Discapacidad: cuando me dan dinero en la calle

En un primer plano un helado de cono de galleta, se ve una persona de espaldas en silla de ruedas.

Sentir las ganas de ayudar a alguien es una linda sensación que muchos tenemos fugazmente, lejos de ponernos a buscar la raíz de la palabra “ayudar”, que si para unos es solidaridad y para otros lástima, uno lo hace por el siempre hecho de hacer feliz a otra persona. Algunos lo hacen cuando pueden, otros lo agarramos como deporte.

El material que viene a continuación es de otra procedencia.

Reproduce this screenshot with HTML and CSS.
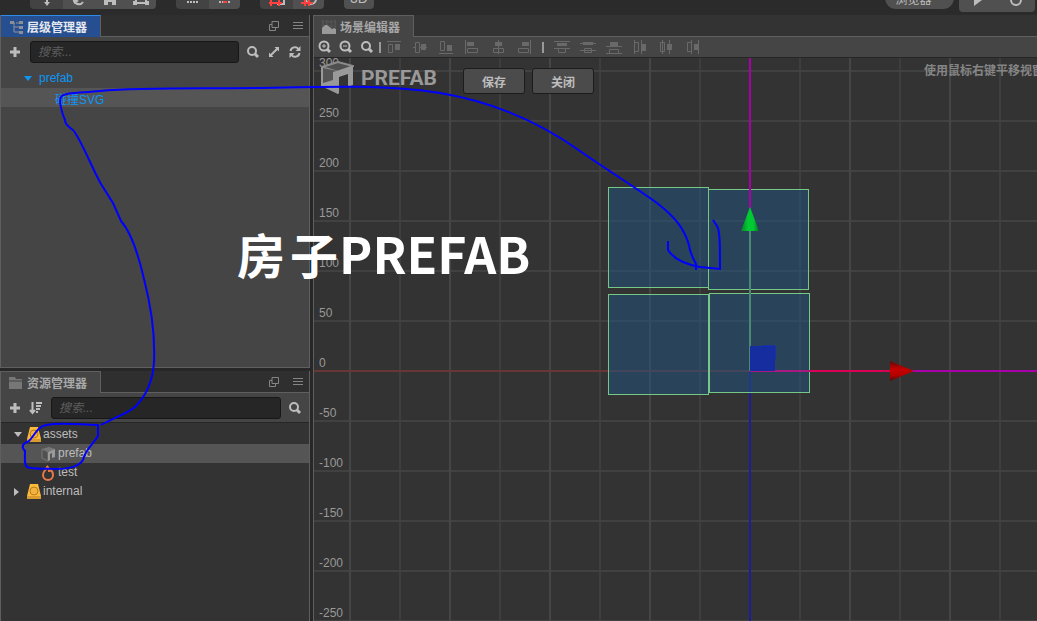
FILE: index.html
```html
<!DOCTYPE html>
<html lang="zh-CN">
<head>
    <meta charset="UTF-8">
    <meta name="viewport" content="width=device-width, initial-scale=1.0">
    <title>房子PREFAB</title>
    <link rel="stylesheet" href="styles.css">
</head>
<body>

<header class="toolbar">
    <div class="group">
        <button class="tool dark" aria-label="移动"><svg width="16" height="16"><path d="M8 2v12" class="ico"/><path d="M5 12h6l-3 4z" class="fill"/></svg></button>
        <button class="tool" aria-label="旋转"><svg width="16" height="16"><path d="M3 8a5 5 0 0 0 9 4M13 8a5 5 0 0 0-9-4" class="ico"/><path d="M3 8v6l5-3z" class="fill"/></svg></button>
        <button class="tool" aria-label="缩放"><svg width="16" height="16"><path d="M4 15V5M12 15V5" class="ico wide"/><path d="M4 11h8" class="ico"/></svg></button>
        <button class="tool" aria-label="矩形"><svg width="18" height="16"><path d="M4 4v8M14 4v8M4 13h10" class="ico"/><path d="M1 11h4v4H1zM13 11h4v4h-4z" class="fill"/></svg></button>
    </div>
    <div class="group">
        <button class="tool dark" aria-label="锚点"><svg width="14" height="16"><path d="M1 12h12" class="ico dash"/></svg></button>
        <button class="tool" aria-label="中心"><svg width="14" height="16"><path d="M1 12h12" class="ico dash"/><path d="M5 12h4" class="ico red"/></svg></button>
    </div>
    <div class="group">
        <button class="tool dark" aria-label="本地"><svg width="18" height="16"><path d="M9 14h7V3" class="ico"/><path d="M3 4v12M11 4v12M1 13h13" class="ico red"/></svg></button>
        <button class="tool" aria-label="世界"><svg width="18" height="16"><circle cx="11" cy="9" r="5" class="ico"/><path d="M5 4v12M9 4v12M1 13h12" class="ico red"/></svg></button>
    </div>
    <button class="tool single">3D</button>
    <div class="preview">
        <button class="tool pill">浏览器<span class="caret">▼</span></button>
        <div class="group play">
            <button class="tool" aria-label="运行"><svg width="16" height="16"><path d="M4 2l8 5-8 6z" class="fill"/></svg></button>
            <button class="tool" aria-label="刷新"><svg width="16" height="16"><circle cx="8" cy="7" r="5" class="ico"/></svg></button>
        </div>
    </div>
</header>

<main class="workspace">
    <aside class="sidebar">
        <section class="panel hierarchy">
            <div class="tabs">
                <h2 class="tab active">
                    <svg width="14" height="16"><path d="M2 4h3M4 4v9h5M4 8h5M6 4h5" fill="none" stroke="#8b8f95"/><path d="M0 2h4v3H0zM9 2h4v3H9zM9 7h4v3H9zM9 12h4v3H9z" fill="#8b8f95"/></svg>
                    层级管理器
                </h2>
                <div class="tab-tools">
                    <button aria-label="弹出"><svg width="12" height="12"><path d="M4 1.5h6.500v6H4zM4 4.500H1.500v6h6v-3" class="thin"/></svg></button>
                    <button aria-label="菜单"><svg width="12" height="12"><path d="M1 2.500h10M1 5.500h10M1 8.500h10" class="thin"/></svg></button>
                </div>
            </div>
            <div class="search-row">
                <button aria-label="新建节点"><svg width="12" height="12"><path d="M6 1v10M1 6h10" class="plus"/></svg></button>
                <input type="text" class="search" placeholder="搜索..." aria-label="搜索节点">
                <button aria-label="查找"><svg width="14" height="14"><circle cx="6" cy="6" r="4" class="ico"/><path d="M9 9l3 3" class="ico bold"/></svg></button>
                <button aria-label="展开"><svg width="14" height="14"><path d="M3 11l8-8" class="ico"/><path d="M7.500 2H12v4.500zM2 7.500V12h4.500z" class="fill"/></svg></button>
                <button aria-label="刷新节点"><svg width="14" height="14"><path d="M2.500 6a4.500 4.500 0 0 1 8-2M11.500 8a4.500 4.500 0 0 1-8 2" class="ico"/><path d="M12.500 1v5h-5zM1.500 13V8h5z" class="fill"/></svg></button>
            </div>
            <ul class="tree blue">
                <li><span class="arrow"></span>prefab</li>
                <li class="selected child">碰撞SVG</li>
            </ul>
        </section>

        <section class="panel assets">
            <div class="tabs">
                <h2 class="tab">
                    <svg width="16" height="16"><path d="M1 2h6l1 2h6v10H1z" fill="#777"/><path d="M1 6h13" stroke="#444"/></svg>
                    资源管理器
                </h2>
                <div class="tab-tools">
                    <button aria-label="弹出"><svg width="12" height="12"><path d="M4 1.500h6.500v6H4zM4 4.500H1.500v6h6v-3" class="thin"/></svg></button>
                    <button aria-label="菜单"><svg width="12" height="12"><path d="M1 2.500h10M1 5.500h10M1 8.500h10" class="thin"/></svg></button>
                </div>
            </div>
            <div class="search-row">
                <button aria-label="新建资源"><svg width="12" height="12"><path d="M6 1v10M1 6h10" class="plus"/></svg></button>
                <button aria-label="排序"><svg width="16" height="14"><path d="M4.500 1v11M2 9l2.500 3L7 9M8 2h6M8 5h5M8 8h4M8 11h2" class="ico"/></svg></button>
                <input type="text" class="search" placeholder="搜索..." aria-label="搜索资源">
                <button aria-label="查找资源"><svg width="14" height="14"><circle cx="6" cy="6" r="4" class="ico"/><path d="M9 9l3 3" class="ico bold"/></svg></button>
            </div>
            <ul class="tree">
                <li><span class="arrow"></span><svg width="14" height="17"><path d="M3 1h8l3 12H0z" fill="#fdb93a"/><path d="M0 13h14v3H0z" fill="#d99b30"/><circle cx="7" cy="8" r="4" fill="#f4b040" stroke="#b57d1c"/></svg>assets</li>
                <li class="selected leaf"><svg width="15" height="16"><path d="M1 3l7-2 6 2-5 3z" fill="#777"/><path d="M1 3l6 3v9l-6-3z" fill="#505050" stroke="#777"/><path d="M7 6l7-3v8l-3 1V7L9 8v6l-2 1z" fill="#9a9a9a"/></svg>prefab</li>
                <li class="leaf"><svg width="15" height="17"><path d="M6 2c1 3-4 4-4 9a5 5 0 0 0 10 0c0-2-1-4-2-5-1 1-2 1-2 1C8 5 7 3 6 2z" fill="none" stroke="#e8794a" stroke-width="2"/></svg>test</li>
                <li><span class="arrow closed"></span><svg width="14" height="17"><path d="M3 1h8l3 12H0z" fill="#fdb93a"/><path d="M0 13h14v3H0z" fill="#d99b30"/><circle cx="7" cy="8" r="4" fill="#f4b040" stroke="#b57d1c"/></svg>internal</li>
            </ul>
        </section>
    </aside>

    <section class="panel scene">
        <div class="tabs">
            <h2 class="tab">
                <svg width="16" height="16"><path d="M1 3h14M1 7h14M2 1v8M6 1v8M10 1v8M14 1v8" stroke="#5c5c5c" stroke-dasharray="2 1"/><path d="M1 9l3-3h2l5 4 2-1 2 1v5H1z" fill="#9a9a9a"/></svg>
                场景编辑器
            </h2>
        </div>
        <div class="align-row">
            <div class="zooms">
                <button aria-label="放大"><svg width="14" height="14"><circle cx="6" cy="6" r="4.500" class="ico"/><path d="M9 9l3 3" class="ico bold"/><path d="M4 6h4M6 4v4" stroke="#bdbdbd"/></svg></button>
                <button aria-label="缩小"><svg width="14" height="14"><circle cx="6" cy="6" r="4.500" class="ico"/><path d="M9 9l3 3" class="ico bold"/><path d="M4 6h4" stroke="#bdbdbd"/></svg></button>
                <button aria-label="适应"><svg width="14" height="14"><circle cx="6" cy="6" r="4" class="ico"/><path d="M9 9l3 3" class="ico bold"/></svg></button>
            </div>
            <span class="bar"></span>
            <div class="aligns">
                <button aria-label="顶部对齐"><svg width="16" height="16"><path d="M1 2.500h14M2.500 5.500h4v8h-4z" class="dim"/><path d="M9 5h5v6H9z" class="dimfill"/></svg></button>
                <button aria-label="垂直居中"><svg width="16" height="16"><path d="M1 8.500h2M8 8.500h7M3.500 3.500h4v10h-4z" class="dim"/><path d="M9 5h5v6H9z" class="dimfill"/></svg></button>
                <button aria-label="底部对齐"><svg width="16" height="16"><path d="M1 14.500h14M2.500 2.500h4v9h-4z" class="dim"/><path d="M9 6h5v6H9z" class="dimfill"/></svg></button>
                <button aria-label="左对齐"><svg width="16" height="16"><path d="M1.500 1v14M3.500 9.500h10v4h-10z" class="dim"/><path d="M3 3h7v4H3z" class="dimfill"/></svg></button>
                <button aria-label="水平居中"><svg width="16" height="16"><path d="M8.500 1v14M3.500 9.500h10v4h-10z" class="dim"/><path d="M5 3h7v4H5z" class="dimfill"/></svg></button>
                <button aria-label="右对齐"><svg width="16" height="16"><path d="M14.500 1v14M2.500 9.500h10v4h-10z" class="dim"/><path d="M6 3h7v4H6z" class="dimfill"/></svg></button>
            </div>
            <span class="bar split"></span>
            <div class="aligns">
                <button aria-label="顶部分布"><svg width="16" height="16"><path d="M0 2.500h16M0 9.500h16M4.500 9.500h7v4h-7z" class="dim"/><path d="M3 4h10v3H3z" class="dimfill"/></svg></button>
                <button aria-label="垂直分布"><svg width="16" height="16"><path d="M0 4.500h16M0 11.500h16M4.500 9.500h7v4h-7z" class="dim"/><path d="M3 3h10v3H3z" class="dimfill"/></svg></button>
                <button aria-label="底部分布"><svg width="16" height="16"><path d="M0 7.500h16M0 14.500h16M3.500 10.500h9v4h-9z" class="dim"/><path d="M4 3h8v4H4z" class="dimfill"/></svg></button>
                <button aria-label="左侧分布"><svg width="16" height="16"><path d="M2.500 1v14M9.500 1v14M2.500 3.500h4v9h-4z" class="dim"/><path d="M10 5h4v7h-4z" class="dimfill"/></svg></button>
                <button aria-label="水平分布"><svg width="16" height="16"><path d="M4.500 1v14M11.500 1v14M2.500 3.500h4v9h-4z" class="dim"/><path d="M9 5h5v6H9z" class="dimfill"/></svg></button>
                <button aria-label="右侧分布"><svg width="16" height="16"><path d="M7.500 1v14M14.500 1v14M3.500 3.500h4v9h-4z" class="dim"/><path d="M10 5h4v6h-4z" class="dimfill"/></svg></button>
            </div>
        </div>
        <div class="viewport">
            <svg class="canvas">
                <defs>
                    <pattern id="grid" x="35" y="12" width="100" height="50" patternUnits="userSpaceOnUse">
                        <path d="M51 0v50" stroke="#3e3e3e" stroke-width="2"/>
                        <path d="M0 1h100" stroke="#414141" stroke-width="2"/>
                        <path d="M1 0v50" stroke="#464646" stroke-width="2"/>
                    </pattern>
                    <linearGradient id="cone-y">
                        <stop offset="0" stop-color="#0b8127"/><stop offset=".4" stop-color="#00cc33"/><stop offset=".7" stop-color="#00c832"/><stop offset="1" stop-color="#0b6f25"/>
                    </linearGradient>
                    <linearGradient id="cone-x" x2="0" y2="1">
                        <stop offset="0" stop-color="#5c0c0c"/><stop offset=".4" stop-color="#c40000"/><stop offset=".7" stop-color="#b80000"/><stop offset="1" stop-color="#500c0c"/>
                    </linearGradient>
                </defs>
                <rect width="100%" height="100%" fill="url(#grid)"/>
                <!-- everything below is relative to the scene origin -->
                <g transform="translate(436 313)" fill="none" stroke-width="2">
                    <path d="M-436 0H0" stroke="#693636"/>
                    <path d="M0 0H2000" stroke="#aa00aa"/>
                    <path d="M0 0V2000" stroke="#1e1e9c"/>
                    <g fill="#1d5382" fill-opacity=".5" stroke="#76c887" stroke-width="1">
                        <rect x="-141.500" y="-183.500" width="100" height="100"/>
                        <rect x="-41.500" y="-181.500" width="100" height="100"/>
                        <rect x="-141.500" y="-76.500" width="100" height="100"/>
                        <rect x="-40.500" y="-77.500" width="100" height="99"/>
                    </g>
                    <path d="M0-140V0" stroke="#4b8975"/>
                    <path d="M0-313V-163" stroke="#aa00aa"/>
                    <path d="M0 0H60" stroke="#a91a80"/>
                    <path d="M60 0H140" stroke="#d90055"/>
                    <path d="M0-25H25V0H0z" fill="#152d9e"/>
                    <path d="M12-25H25V-12" stroke="#1028c8" stroke-width="1"/>
                    <path d="M0-164L9-140H-9z" fill="url(#cone-y)"/>
                    <path d="M164 0L140-10V10z" fill="url(#cone-x)"/>
                </g>
            </svg>
            <ol class="ruler">
                <li>300</li>
                <li>250</li>
                <li>200</li>
                <li>150</li>
                <li>100</li>
                <li>50</li>
                <li>0</li>
                <li>-50</li>
                <li>-100</li>
                <li>-150</li>
                <li>-200</li>
                <li>-250</li>
            </ol>
            <div class="prefab-bar">
                <svg width="33" height="33"><path d="M1 6L17 1l15 4-15 6z" fill="#4f4f4f" stroke="#8a8a8a" stroke-width="2"/><path d="M1 7l16 3-5 10-11 3z" fill="#555"/><path d="M0 6l2 1v15l10-3v8l5 2v4L0 25z" fill="#999"/><path d="M12 11L32 5v19l-5 2V13l-9 3v16l-1 1-5-3z" fill="#999"/></svg>
                <strong class="prefab-name">PREFAB</strong>
                <button class="action">保存</button>
                <button class="action">关闭</button>
            </div>
            <p class="hint">使用鼠标右键平移视窗焦点，使用滚轮缩放视图</p>
        </div>
    </section>
</main>

<!-- hand drawn notes over the editor -->
<svg class="notes" aria-hidden="true">
    <path d="M74 131C68 126 65 124 65 120C61 111 59 101 61 97C65 92 80 93 100 91C145 87 205 89 260 88C340 86 390 85 440 93C500 103 545 126 580 151C610 172 635 187 657 203C675 217 684 228 689 245C690 254 694 260 696 264V270"/>
    <path d="M74 131C84 146 91 166 101 184L113 203L121 221C131 232 138 253 144 279C152 310 155 340 154 362C153 379 147 395 135 407C125 415 113 418 101 425"/>
    <path d="M668 241V250C673 258 684 264 700 267L720 269C720 244 720 231 717 226L713 220"/>
    <path d="M25 451C21 447 22 444 29 441C35 435 37 427 46 425C61 422 82 425 98 425V436C94 443 85 450 83 460C79 466 69 469 57 469C46 468 35 470 27 467C24 464 25 460 25 451z"/>
</svg>
<p class="caption"><span>房</span><span>子</span><span class="latin">PREFAB</span></p>

</body>
</html>
```

FILE: styles.css
```css
* {
    box-sizing: border-box;
}
body {
    margin: 0;
    height: 100vh;
    display: flex;
    flex-direction: column;
    overflow: hidden;
    background-color: #272727;
    color: #bdbdbd;
    font-family: "Liberation Sans", "Noto Sans CJK SC", sans-serif;
    font-size: 12px;
}
button {
    display: flex;
    align-items: center;
    justify-content: center;
    padding: 0;
    border: none;
    background: none;
    color: inherit;
    font: inherit;
    cursor: pointer;
}
h2, p, ul, ol {
    margin: 0;
    padding: 0;
    list-style: none;
}
svg {
    flex: none;
}
.ico {
    fill: none;
    stroke: #bdbdbd;
    stroke-width: 2;
}
.bold {
    stroke-width: 3;
}
.wide {
    stroke-width: 4;
}
.dash {
    stroke-dasharray: 2 1;
}
.red {
    stroke: #ff4040;
}
.fill {
    fill: #bdbdbd;
}
.thin {
    fill: none;
    stroke: #858585;
}
.plus {
    stroke: #bdbdbd;
    stroke-width: 3;
}
.dim {
    fill: none;
    stroke: #696969;
}
.dimfill {
    fill: #696969;
}

/* top toolbar */
.toolbar {
    flex: none;
    height: 15px;
    display: flex;
    align-items: flex-end;
    gap: 20px;
    padding: 0 2px 6px 30px;
    overflow: hidden;
    background-color: #2b2b2b;
}
.group {
    display: flex;
    flex: none;
    border-radius: 4px;
    overflow: hidden;
}
.tool {
    flex: none;
    width: 31px;
    height: 22px;
    background-color: #505050;
}
.tool.dark {
    width: 33px;
    background-color: #434343;
}
.tool.single {
    width: 30px;
    border-radius: 4px;
    font-size: 14px;
}
.preview {
    display: flex;
    align-items: flex-end;
    gap: 5px;
    margin-left: auto;
}
.tool.pill {
    width: 69px;
    gap: 6px;
    border-radius: 11px;
}
.caret {
    font-size: 6px;
}
.play {
    margin-bottom: -3px;
}
.play .tool {
    width: 38px;
}

/* panels */
.workspace {
    flex: 1;
    min-height: 0;
    display: flex;
    gap: 3px;
}
.sidebar {
    flex: none;
    width: 310px;
    display: flex;
    flex-direction: column;
    gap: 3px;
}
.panel {
    display: flex;
    flex-direction: column;
    min-width: 0;
    border-left: 1px solid #5f5f5f;
}
.sidebar .panel {
    border-right: 1px solid #5f5f5f;
}
.hierarchy {
    flex: 1;
    background-color: #454545;
    border-bottom: 1px solid #5f5f5f;
}
.assets {
    height: 250px;
    background-color: #333;
}
.scene {
    flex: 1;
    background-color: #333;
}
.tabs {
    flex: none;
    height: 22px;
    display: flex;
    justify-content: space-between;
    background-color: #2f2f2f;
    border-bottom: 1px solid #5f5f5f;
}
.scene .tabs {
    background-color: #333;
}
.tab {
    display: flex;
    align-items: center;
    gap: 3px;
    height: 22px;
    width: 100px;
    padding-left: 7px;
    border-top: 1px solid #5f5f5f;
    border-right: 1px solid #5f5f5f;
    background-color: #454545;
    color: #a8a8a8;
    font-size: 12px;
    font-weight: bold;
    white-space: nowrap;
}
.tab.active {
    padding-left: 9px;
    border-top-color: #2f8bea;
    background-color: #264f91;
    color: #e4e8f0;
}
.tab-tools {
    display: flex;
    gap: 12px;
    padding-right: 5px;
}
.search-row {
    flex: none;
    height: 30px;
    display: flex;
    align-items: center;
    gap: 7px;
    padding: 0 7px 0 8px;
    background-color: #454545;
}
.assets .search-row {
    border-bottom: 1px solid #262626;
}
.search {
    flex: 1;
    min-width: 0;
    height: 22px;
    margin: 0 0 0 2px;
    padding: 0 7px;
    border: 1px solid #171717;
    border-radius: 3px;
    background-color: #262626;
    color: #bdbdbd;
    font: italic 12px "Liberation Sans", "Noto Sans CJK SC", sans-serif;
}
.assets .search {
    margin-left: 0;
}
.search::placeholder {
    color: #5e5e5e;
}

/* trees */
.tree {
    padding-top: 2px;
}
.tree li {
    display: flex;
    align-items: center;
    height: 19px;
    padding-left: 13px;
    gap: 2px;
    line-height: 19px;
}
.tree.blue {
    padding-top: 1px;
    color: #0d96f5;
}
.tree.blue li {
    height: 20px;
    padding-left: 22px;
    gap: 6px;
}
.tree .selected {
    background-color: #555;
}
.tree.blue .child {
    height: 19px;
    padding-top: 5px;
    padding-left: 54px;
}
.tree .leaf {
    padding-left: 40px;
}
.arrow {
    width: 8px;
    margin-right: 3px;
    border: 4px solid transparent;
    border-top: 5px solid currentColor;
    border-bottom: 0;
}
.blue .arrow {
    margin: 0 1px;
}
.arrow.closed {
    border: 4px solid transparent;
    border-left: 5px solid currentColor;
    border-right: 0;
}

/* scene */
.align-row {
    flex: none;
    height: 21px;
    display: flex;
    align-items: center;
    gap: 5px;
    padding-left: 4px;
    background-color: #454545;
    border-bottom: 1px solid #262626;
}
.zooms {
    display: flex;
    gap: 7px;
}
.bar {
    width: 2px;
    height: 11px;
    background-color: #999;
}
.bar.split {
    margin: 0 5px;
}
.aligns {
    display: flex;
    gap: 10px;
}
.viewport {
    flex: 1;
    min-height: 0;
    position: relative;
    overflow: hidden;
}
.canvas {
    position: absolute;
    left: 0;
    top: 0;
    width: 100%;
    height: 100%;
}
.ruler {
    position: absolute;
    left: 5px;
    top: -2px;
    color: #999;
}
.ruler li {
    height: 50px;
    line-height: 14px;
}
.prefab-bar {
    position: absolute;
    left: 7px;
    top: 3px;
    display: flex;
    align-items: flex-end;
    gap: 7px;
}
.prefab-name {
    align-self: center;
    width: 95px;
    color: #999;
    font-family: Roboto, sans-serif;
    font-size: 21px;
}
.action {
    width: 62px;
    height: 26px;
    border: 1px solid #1c1c1c;
    border-radius: 3px;
    background-color: #4b4b4b;
    font-weight: bold;
}
.hint {
    position: absolute;
    left: 610px;
    top: 3px;
    color: #858585;
    font-weight: bold;
    white-space: nowrap;
}

/* notes */
.notes {
    position: absolute;
    left: 0;
    top: 0;
    width: 100%;
    height: 100%;
    fill: none;
    stroke: #0000ff;
    stroke-width: 2;
    pointer-events: none;
}
.caption {
    position: absolute;
    left: 237px;
    top: 214px;
    display: flex;
    align-items: baseline;
    gap: 5px;
    color: #fff;
    font-family: "Noto Sans CJK SC", sans-serif;
    font-size: 48px;
    font-weight: bold;
    line-height: 76px;
    pointer-events: none;
}
.caption .latin {
    margin-left: -4px;
    font-size: 50px;
}
```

Hace mucho escribí aquel día en que comprendí que era feo el rechazar las monedas que a veces la gente me daba en la calle. Si, al principio cuando salía a la calle en silla de ruedas, había quien me daba dinero y yo les decía que no muchas gracias, arrogantemente alguna vez respondí: -No gracias, quizá a usted le sirvan más.-

Cierta vez, rodaba por la calle junto a mi hijo y unos extranjeros se acercaron, me dieron 5 monedas, a decirles que no era necesario iba yo, cuando mi acompañante me hizo señas de que lo recibiera. Ya solos le dije que eso era vergonzoso, pero él me dijo que a unas cuadras había una señora que pedía dinero y a él le daba pena. Así lo hicimos, pasamos dándole las monedas.

Un hombre con muletas y sin una pierna, da dinero a un mendigo sin piernas.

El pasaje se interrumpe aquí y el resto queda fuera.